Vejo
inúmeras pessoas dizendo que estão fartas de relacionamentos furtivos – ou de
ficar sozinhas – e que tudo o que mais desejam é namorar.
Sempre
que escuto isso, penso: será que essa pessoa quer namorar ou viver um grande
amor? Porque pode existir diferença, sim, entre essas duas coisas.
Claro
que existem namoros que surgem de grandes amores (ou os promovem), porém muitos
deles são baseados na simples necessidade de ter alguém ao lado para amenizar a
solidão, para o desfrute de uma boa companhia, para jantar, viajar, ir ao
cinema, atender as convenções sociais, manter certa regularidade (ainda que
morna) sexual.
Mas
a vida, meus caros, como não me canso de dizer, é uma dama caprichosa: ela nos
dá o que achamos que merecemos. Ou melhor, o que achamos que queremos.
Eu,
particularmente, sempre quis viver grandes e arrebatadores amores e,
felizmente, fui (sou) presenteada com muitos deles. No entanto, para se viver
um grande amor é preciso um bocado de coragem (e sorte!). É preciso ter
namorado muito, muito, muito – e por muito tempo – consigo mesmo.
Somente
depois de ter se apaixonado pelos próprios erros e qualidades, ter se
desiludido com as próprias falhas, ter rompido consigo mesmo em rompantes de
raiva e depois ter se reconciliado; somente depois de ter achado charmosos os
próprios defeitos, ter dado boas gargalhadas do disco da Shakira em meio aos da
Billie Holiday e ter odiado a maneira como se comportou naquela situação X;
somente depois de ter se colocado para fora de casa, de ter praguejado o dia em
que nasceu, ter achado as próprias roupas cafonas e a imagem embaçada no
espelho tenebrosa e ter se perdoado por tudo e por nada; somente depois de ter
se dado trégua é que abrimos caminhos para um grande amor.
Ou
seja, somente depois atravessar esse mar de fogo – viver um namoro complexo e
pulsante consigo mesmo, com todas as etapas de um relacionamento – estamos
aptos a viver, ou melhor, a experimentar e partilhar a alegria de um grande
amor.
Quem
nunca namorou consigo mesmo jamais viverá um grande amor.

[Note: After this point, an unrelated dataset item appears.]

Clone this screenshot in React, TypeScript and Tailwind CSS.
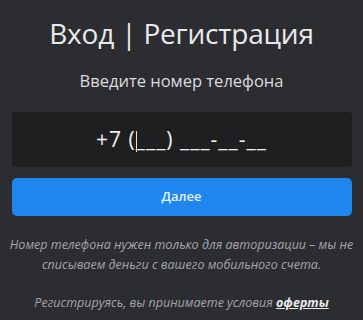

Pode até se deliciar
com paixões instantâneas, mas um grande amor, duvido.
Quem
não conhece a própria dor não pode (não sabe) como acolher a dor do outro. Quem
nunca enfrentou a solidão, encarando-a nos olhos, é incapaz de ofertar conforto
e amparo. Quem nunca se perdoou por suas falhas jamais perdoará as alheias. Quem
nunca conseguiu se aceitar não é capaz de aceitar outrem – e sem aceitação não
existe amor.
O
amor, o amor de verdade, só acontece quando damos mais do que temos. Quando
ultrapassamos nossos limites, quando sentimos medo, porém continuamos; quando
entendemos que podemos viver sem o outro, mas escolhemos sua companhia; quando
entendemos que ninguém pertence a ninguém e que ninguém está no mundo para
atender a nossas necessidades e expectativas e que o ciúme não é sinal de amor
ao outro, mas de autopreservação, ou seja, amor-próprio (leia: egocentrismo,
egoísmo); quando deixamos de sentir a diferença como ameaça e passamos a
desfrutar da possibilidade de crescimento que ela proporciona; quando aceitamos
e acolhemos o outro em suas faltas do mesmo modo que desejamos ser aceitos e
acolhidos; quando morremos juntos para o que fomos e para o que poderíamos ter
sido e nos dissolvemos num só corpo, num só gozo, em pleno abandono.
Abandono.
Essa palavrinha parece não combinar com o amor, não é? Todavia, o amor só é
possível quando praticamos o abandono – inclusive e principalmente de velhas
crenças acerca de nós mesmos e do mundo.
Somente
depois de termos aprendido esses movimentos é que a nossa terra estará arada
para sorver o delicioso fruto chamado ‘grande amor’.
Dia
desses li por aí: “amor não é aquilo que
te deixa em paz, calmo, feliz e tranquilo; o nome disso é Rivotril” – ou,
acrescentaria, “um simples namoro”.
Não
existe amor sem crescimento, sem expansão, sem abandono, sem mudança, sem medo.
E mudar dói. Requer coragem. Amar bagunça a vida, não tem jeito. Namorar, só
por conveniência, às vezes ajeita. Não existe certo, nem errado, trata-se
apenas de uma escolha.
Portanto,
cuidado com o que deseja, porque seu pedido pode se realizar: você deseja
(somente) namorar ou viver um grande amor?
Lembrando
que: é preciso ter se perdido de si umas não sei quantas mil vezes para se
perder na estrada de um louco, grande e lindo amor.
Seja
lá para que lado for, vá na fé! E boa sorte!